David Beslich, Chairman & Executive Director, Hansen Yuncken: The complexity that the project provided enabled Hansen Yuncken to start to utilize some of the digital technologies that we have been deploying for the last five or six years. And it was a fantastic opportunity to showcase exactly what stage we are at within our digital journey.
Krumpacnik: We try to utilize technology as much as possible as a tool to de-risk the construction process for us, to give us an idea of what we might be coming up against in a week, two weeks, or four or five weeks’ time. 4D and 5D [BIM] helped from a planning perspective; it helped see into the future a little bit where we would be at a certain point in time, but it also helped us a lot with our communication.
Errington: That’s when Autodesk technology was very key in giving us levels of comfort that the project timeline was on time. The design of the Sydney Coliseum Theatre evolved, and it evolved over a number of years. People started actually to believe in what we were going to build, and that necessitated changes in the design to accommodate the expanded use that we never, ever considered back in 2012.

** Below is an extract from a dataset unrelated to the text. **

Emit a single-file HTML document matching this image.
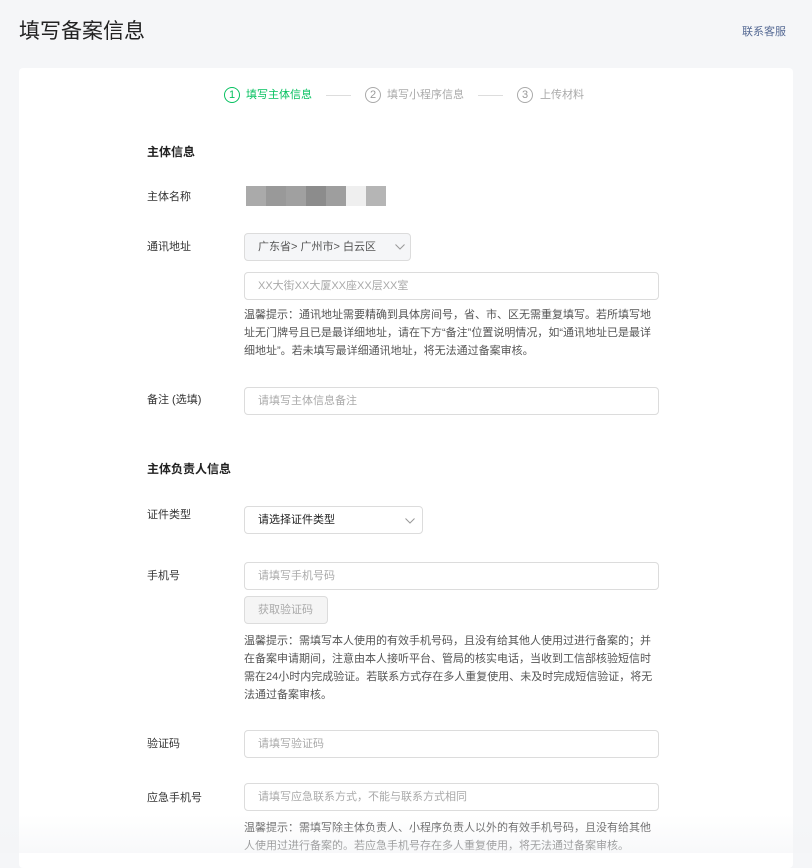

Krumpacnik: So they started a process of looking at what potentially needed to be changed to ensure that the building was fit for the intended purpose. The only catch with that was that they were being reintroduced once the construction had commenced, which is always a lot harder. We basically worked the program and figured out that we could just about get there with maybe about a week to spare. There were no contingencies; there was really no room for the unknown, so it put a lot of pressure on a lot of our subcontractors, as well. A lot of reputations were on the line. It basically just meant that we had one go at everything, and everything needed to go pretty much perfectly.
Groat: We had to go back and redesign some of our own work to fit in with the building. That does have an impact on time, but we were able to minimize it because it was done in the BIM 360 models.
As part of the work we did here, we prefabricated two major risers on the northern end of the building. Being able to prefabricate these off-site allowed Hansen Yuncken to expedite the program because it was on the critical path of the program due to the fact that the top of these risers supported a major steel structure.
Brett Casson, Senior Principal Major Projects, Autodesk: [Industrialized construction] represents the single biggest opportunity for the industry in a generation. But it also represents an enormous challenge in that the whole of the industry needs to completely reimagine what it means to construct.
Krumpacnik: The most rewarding time was probably the last four weeks because that’s when you sort of started to get the sense that we were going to achieve what we set out to do two years before. I think the first show that we came to, I was very nervous because, I think, we were experiencing the theater for the first time, just like everyone else was, including the client and their operational team.
Errington: The funniest story is—I have got to share this one with you—is that even the night that Keith Urban performed, and we’re sitting in the audience, and you’re waiting for everything to go wrong, and Keith Urban went vroom, vroom, and the place shook. And then this haze came down, and everyone thought, “Wow, opening night, what the heck is this? What a great effect!” And I turned, and I said, “That’s the frigging builder’s dust coming off the roof.” True story, it was a great thing.
Casson: I think to understand success, you need to understand the challenge. The challenge with construction is that construction needs to take a digital idea and make it into something physical. And what you do in between is really the magic.
Beslich: Connected construction represents the opportunity to bring together all of our toolsets. And therefore, the concept of big data and the analytics that are associated with that becomes the framework under which we can capture and share our knowledge.
Casson: The Sydney Coliseum project represents a gift to the people of Western Sydney, and what it says is that it doesn’t matter who you are or where you come from or what your demographic is, you have access to a world-class performing arts center.